DATASET CONTENT —
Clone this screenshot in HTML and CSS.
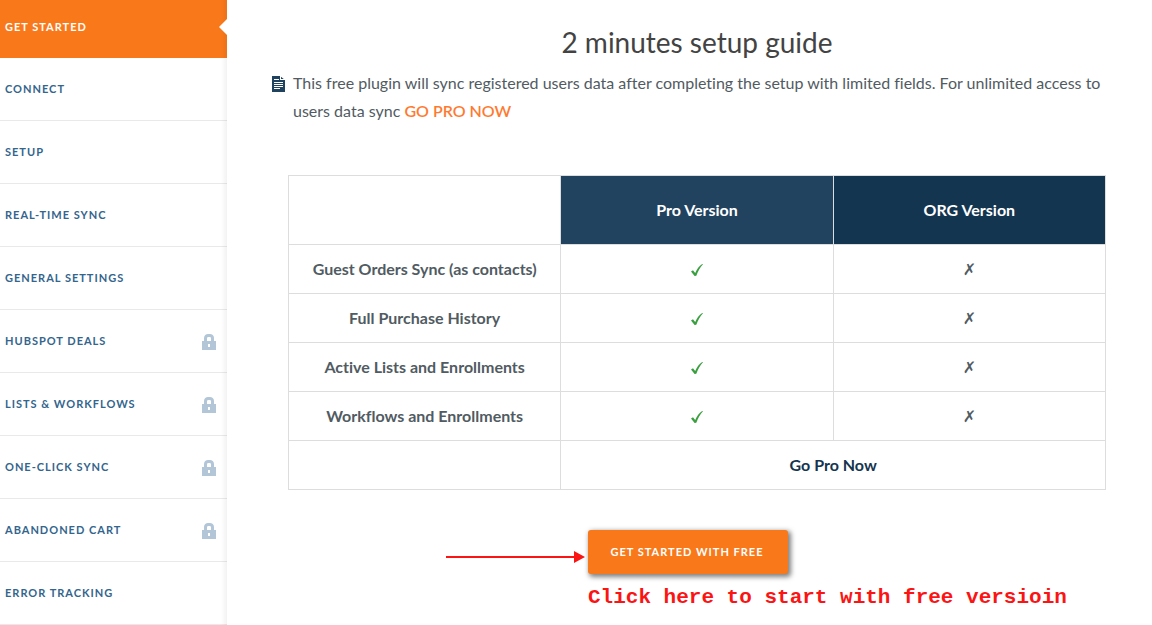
FILE: index.html
```html
<!DOCTYPE html>
<html lang="en">
<head>
<meta charset="utf-8">
<meta name="viewport" content="width=device-width, initial-scale=1">
<title>2 minutes setup guide</title>
<link rel="stylesheet" href="styles.css">
</head>
<body>
<svg class="sprite" aria-hidden="true">
  <symbol id="lock" viewBox="0 0 14 16">
    <path fill-rule="evenodd" d="M0 7h2V4C2 1.500 4 0 6 0h2c2 0 4 1.500 4 4v3h2v9H0zM5 7h4V4.500C9 3.500 8.500 3 7.500 3h-1C5.500 3 5 3.500 5 4.500zM6 10v3h2v-3z"/>
  </symbol>
  <symbol id="check" viewBox="0 0 14 14">
    <path d="M1 8.500l2-1.200 2.200 2.700C7 6 9 3 12.200 1l.8.300C10 4.500 8 8.500 6.300 12.700L4.600 13z"/>
  </symbol>
</svg>
<div class="layout">
  <nav class="sidebar">
    <a class="nav-item active" href="#start">GET STARTED</a>
    <a class="nav-item" href="#connect">CONNECT</a>
    <a class="nav-item" href="#setup">SETUP</a>
    <a class="nav-item" href="#sync">REAL-TIME SYNC</a>
    <a class="nav-item" href="#settings">GENERAL SETTINGS</a>
    <a class="nav-item" href="#deals">HUBSPOT DEALS<svg class="lock"><use href="#lock"/></svg></a>
    <a class="nav-item" href="#lists">LISTS &amp; WORKFLOWS<svg class="lock"><use href="#lock"/></svg></a>
    <a class="nav-item" href="#one-click">ONE-CLICK SYNC<svg class="lock"><use href="#lock"/></svg></a>
    <a class="nav-item" href="#cart">ABANDONED CART<svg class="lock"><use href="#lock"/></svg></a>
    <a class="nav-item" href="#errors">ERROR TRACKING</a>
  </nav>
  <main class="content">
    <h1 class="title">2 minutes setup guide</h1>
    <div class="intro">
      <svg class="doc-icon" viewBox="0 0 13 16" aria-hidden="true">
        <path fill="#1f425f" d="M0 0h8l5 4v12H0z"/>
        <path fill="#fff" d="M8 0h1v3h4v1H8z"/>
        <path stroke="#fff" d="M2 3.500h5M2 6.500h9M2 8.500h9M2 10.500h9M2 12.500h6"/>
      </svg>
      <p class="intro-text">This free plugin will sync registered users data after completing the setup with limited fields. For unlimited access to users data sync <a class="pro-link" href="#pro">GO PRO NOW</a></p>
    </div>
    <table class="compare">
      <thead>
        <tr><td></td><th class="pro" scope="col">Pro Version</th><th class="org" scope="col">ORG Version</th></tr>
      </thead>
      <tbody>
        <tr><th scope="row">Guest Orders Sync (as contacts)</th><td><svg class="check" role="img" aria-label="Yes"><use href="#check"/></svg></td><td class="no">✗</td></tr>
        <tr><th scope="row">Full Purchase History</th><td><svg class="check" role="img" aria-label="Yes"><use href="#check"/></svg></td><td class="no">✗</td></tr>
        <tr><th scope="row">Active Lists and Enrollments</th><td><svg class="check" role="img" aria-label="Yes"><use href="#check"/></svg></td><td class="no">✗</td></tr>
        <tr><th scope="row">Workflows and Enrollments</th><td><svg class="check" role="img" aria-label="Yes"><use href="#check"/></svg></td><td class="no">✗</td></tr>
        <tr><td></td><td colspan="2"><a class="table-link" href="#pro">Go Pro Now</a></td></tr>
      </tbody>
    </table>
    <div class="action">
      <svg class="arrow" viewBox="0 0 140 12" aria-hidden="true">
        <path fill="#fb1414" d="M0 5h128V0l11 6-11 6V7H0z"/>
      </svg>
      <button class="start" type="button">GET STARTED WITH FREE</button>
      <p class="note">Click here to start with free versioin</p>
    </div>
  </main>
</div>
</body>
</html>
```
FILE: styles.css
```css
* {
  box-sizing: border-box;
}

body {
  margin: 0;
  background: #fff;
  color: #515b62;
  font-family: Lato, "Liberation Sans", sans-serif;
  font-size: 16px;
  font-variant-ligatures: none;
}

a {
  text-decoration: none;
}

.sprite {
  display: none;
}

.layout {
  display: flex;
  align-items: flex-start;
}

.sidebar {
  flex: 0 0 227px;
  position: relative;
}

.sidebar::after {
  content: "";
  position: absolute;
  inset: 0 0 0 auto;
  width: 6px;
  background: linear-gradient(to right, rgba(0, 0, 0, 0), rgba(0, 0, 0, 0.05));
}

.nav-item {
  display: flex;
  align-items: center;
  justify-content: space-between;
  height: 63px;
  padding: 0 11px 2px 5px;
  border-bottom: 1px solid #e9e9e9;
  color: #33658d;
  font-size: 11px;
  font-weight: 700;
  letter-spacing: 1px;
}

.nav-item.active {
  position: relative;
  height: 58px;
  padding-bottom: 6px;
  border-bottom: 0;
  background: #f97819;
  color: #fff;
}

.nav-item.active::after {
  content: "";
  position: absolute;
  z-index: 1;
  top: 19px;
  right: 0;
  border: 8px solid transparent;
  border-left: 0;
  border-right-color: #fff;
}

.lock {
  width: 14px;
  height: 16px;
  margin-top: 4px;
  fill: #b3c6d8;
}

.content {
  flex: 1;
  min-width: 0;
  padding: 24px 46px 16px 61px;
}

.title {
  margin: 0;
  color: #434343;
  font-size: 28px;
  font-weight: 400;
  line-height: 36px;
  text-align: center;
}

.intro {
  display: flex;
  gap: 8px;
  margin: 9px 0 50px -16px;
}

.doc-icon {
  flex: none;
  width: 13px;
  height: 16px;
  margin-top: 7px;
}

.intro-text {
  margin: 0;
  line-height: 28px;
}

.pro-link {
  color: #ff7a2f;
  font-weight: 600;
}

.compare {
  width: 100%;
  table-layout: fixed;
  border-collapse: collapse;
  text-align: center;
}

.compare td,
.compare th {
  height: 49px;
  padding: 0 0 2px;
  border: 1px solid #ddd;
  font-weight: 700;
}

.compare thead td,
.compare thead th {
  height: 69px;
}

.compare .pro,
.compare .org {
  color: #fff;
}

.compare .pro {
  background: #21435f;
}

.compare .org {
  background: #14354f;
}

.compare .no {
  padding: 0;
  font-family: "DejaVu Sans", sans-serif;
  font-weight: 400;
}

.check {
  width: 14px;
  height: 14px;
  vertical-align: middle;
  fill: #3a9f3f;
}

.table-link {
  color: #14354f;
}

.action {
  display: grid;
  grid-template-columns: 140px 1fr;
  column-gap: 2px;
  margin: 40px 0 0 158px;
}

.arrow {
  width: 140px;
  height: 12px;
  margin-top: 21px;
}

.start {
  justify-self: start;
  width: 200px;
  height: 44px;
  padding: 0 2px 2px 0;
  border: 0;
  border-radius: 3px;
  background: #f97819;
  box-shadow: 2px 2px 5px 1px rgba(0, 0, 0, 0.5);
  color: #fff;
  font: 700 11px Lato, sans-serif;
  letter-spacing: 1px;
}

.note {
  grid-column: 2;
  margin: 12px 0 0;
  color: #fb1414;
  font: 700 21px/24px "Liberation Mono", monospace;
  white-space: nowrap;
}
```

WHAT IS BEING ASKED — Write out every line above exactly as it is, leaving out the pictures.

OUTPUT BELOW —
Clone this screenshot in HTML and CSS.
FILE: index.html
```html
<!DOCTYPE html>
<html lang="en">
<head>
<meta charset="utf-8">
<meta name="viewport" content="width=device-width, initial-scale=1">
<title>2 minutes setup guide</title>
<link rel="stylesheet" href="styles.css">
</head>
<body>
<svg class="sprite" aria-hidden="true">
  <symbol id="lock" viewBox="0 0 14 16">
    <path fill-rule="evenodd" d="M0 7h2V4C2 1.500 4 0 6 0h2c2 0 4 1.500 4 4v3h2v9H0zM5 7h4V4.500C9 3.500 8.500 3 7.500 3h-1C5.500 3 5 3.500 5 4.500zM6 10v3h2v-3z"/>
  </symbol>
  <symbol id="check" viewBox="0 0 14 14">
    <path d="M1 8.500l2-1.200 2.200 2.700C7 6 9 3 12.200 1l.8.300C10 4.500 8 8.500 6.300 12.700L4.600 13z"/>
  </symbol>
</svg>
<div class="layout">
  <nav class="sidebar">
    <a class="nav-item active" href="#start">GET STARTED</a>
    <a class="nav-item" href="#connect">CONNECT</a>
    <a class="nav-item" href="#setup">SETUP</a>
    <a class="nav-item" href="#sync">REAL-TIME SYNC</a>
    <a class="nav-item" href="#settings">GENERAL SETTINGS</a>
    <a class="nav-item" href="#deals">HUBSPOT DEALS<svg class="lock"><use href="#lock"/></svg></a>
    <a class="nav-item" href="#lists">LISTS &amp; WORKFLOWS<svg class="lock"><use href="#lock"/></svg></a>
    <a class="nav-item" href="#one-click">ONE-CLICK SYNC<svg class="lock"><use href="#lock"/></svg></a>
    <a class="nav-item" href="#cart">ABANDONED CART<svg class="lock"><use href="#lock"/></svg></a>
    <a class="nav-item" href="#errors">ERROR TRACKING</a>
  </nav>
  <main class="content">
    <h1 class="title">2 minutes setup guide</h1>
    <div class="intro">
      <svg class="doc-icon" viewBox="0 0 13 16" aria-hidden="true">
        <path fill="#1f425f" d="M0 0h8l5 4v12H0z"/>
        <path fill="#fff" d="M8 0h1v3h4v1H8z"/>
        <path stroke="#fff" d="M2 3.500h5M2 6.500h9M2 8.500h9M2 10.500h9M2 12.500h6"/>
      </svg>
      <p class="intro-text">This free plugin will sync registered users data after completing the setup with limited fields. For unlimited access to users data sync <a class="pro-link" href="#pro">GO PRO NOW</a></p>
    </div>
    <table class="compare">
      <thead>
        <tr><td></td><th class="pro" scope="col">Pro Version</th><th class="org" scope="col">ORG Version</th></tr>
      </thead>
      <tbody>
        <tr><th scope="row">Guest Orders Sync (as contacts)</th><td><svg class="check" role="img" aria-label="Yes"><use href="#check"/></svg></td><td class="no">✗</td></tr>
        <tr><th scope="row">Full Purchase History</th><td><svg class="check" role="img" aria-label="Yes"><use href="#check"/></svg></td><td class="no">✗</td></tr>
        <tr><th scope="row">Active Lists and Enrollments</th><td><svg class="check" role="img" aria-label="Yes"><use href="#check"/></svg></td><td class="no">✗</td></tr>
        <tr><th scope="row">Workflows and Enrollments</th><td><svg class="check" role="img" aria-label="Yes"><use href="#check"/></svg></td><td class="no">✗</td></tr>
        <tr><td></td><td colspan="2"><a class="table-link" href="#pro">Go Pro Now</a></td></tr>
      </tbody>
    </table>
    <div class="action">
      <svg class="arrow" viewBox="0 0 140 12" aria-hidden="true">
        <path fill="#fb1414" d="M0 5h128V0l11 6-11 6V7H0z"/>
      </svg>
      <button class="start" type="button">GET STARTED WITH FREE</button>
      <p class="note">Click here to start with free versioin</p>
    </div>
  </main>
</div>
</body>
</html>
```
FILE: styles.css
```css
* {
  box-sizing: border-box;
}

body {
  margin: 0;
  background: #fff;
  color: #515b62;
  font-family: Lato, "Liberation Sans", sans-serif;
  font-size: 16px;
  font-variant-ligatures: none;
}

a {
  text-decoration: none;
}

.sprite {
  display: none;
}

.layout {
  display: flex;
  align-items: flex-start;
}

.sidebar {
  flex: 0 0 227px;
  position: relative;
}

.sidebar::after {
  content: "";
  position: absolute;
  inset: 0 0 0 auto;
  width: 6px;
  background: linear-gradient(to right, rgba(0, 0, 0, 0), rgba(0, 0, 0, 0.05));
}

.nav-item {
  display: flex;
  align-items: center;
  justify-content: space-between;
  height: 63px;
  padding: 0 11px 2px 5px;
  border-bottom: 1px solid #e9e9e9;
  color: #33658d;
  font-size: 11px;
  font-weight: 700;
  letter-spacing: 1px;
}

.nav-item.active {
  position: relative;
  height: 58px;
  padding-bottom: 6px;
  border-bottom: 0;
  background: #f97819;
  color: #fff;
}

.nav-item.active::after {
  content: "";
  position: absolute;
  z-index: 1;
  top: 19px;
  right: 0;
  border: 8px solid transparent;
  border-left: 0;
  border-right-color: #fff;
}

.lock {
  width: 14px;
  height: 16px;
  margin-top: 4px;
  fill: #b3c6d8;
}

.content {
  flex: 1;
  min-width: 0;
  padding: 24px 46px 16px 61px;
}

.title {
  margin: 0;
  color: #434343;
  font-size: 28px;
  font-weight: 400;
  line-height: 36px;
  text-align: center;
}

.intro {
  display: flex;
  gap: 8px;
  margin: 9px 0 50px -16px;
}

.doc-icon {
  flex: none;
  width: 13px;
  height: 16px;
  margin-top: 7px;
}

.intro-text {
  margin: 0;
  line-height: 28px;
}

.pro-link {
  color: #ff7a2f;
  font-weight: 600;
}

.compare {
  width: 100%;
  table-layout: fixed;
  border-collapse: collapse;
  text-align: center;
}

.compare td,
.compare th {
  height: 49px;
  padding: 0 0 2px;
  border: 1px solid #ddd;
  font-weight: 700;
}

.compare thead td,
.compare thead th {
  height: 69px;
}

.compare .pro,
.compare .org {
  color: #fff;
}

.compare .pro {
  background: #21435f;
}

.compare .org {
  background: #14354f;
}

.compare .no {
  padding: 0;
  font-family: "DejaVu Sans", sans-serif;
  font-weight: 400;
}

.check {
  width: 14px;
  height: 14px;
  vertical-align: middle;
  fill: #3a9f3f;
}

.table-link {
  color: #14354f;
}

.action {
  display: grid;
  grid-template-columns: 140px 1fr;
  column-gap: 2px;
  margin: 40px 0 0 158px;
}

.arrow {
  width: 140px;
  height: 12px;
  margin-top: 21px;
}

.start {
  justify-self: start;
  width: 200px;
  height: 44px;
  padding: 0 2px 2px 0;
  border: 0;
  border-radius: 3px;
  background: #f97819;
  box-shadow: 2px 2px 5px 1px rgba(0, 0, 0, 0.5);
  color: #fff;
  font: 700 11px Lato, sans-serif;
  letter-spacing: 1px;
}

.note {
  grid-column: 2;
  margin: 12px 0 0;
  color: #fb1414;
  font: 700 21px/24px "Liberation Mono", monospace;
  white-space: nowrap;
}
```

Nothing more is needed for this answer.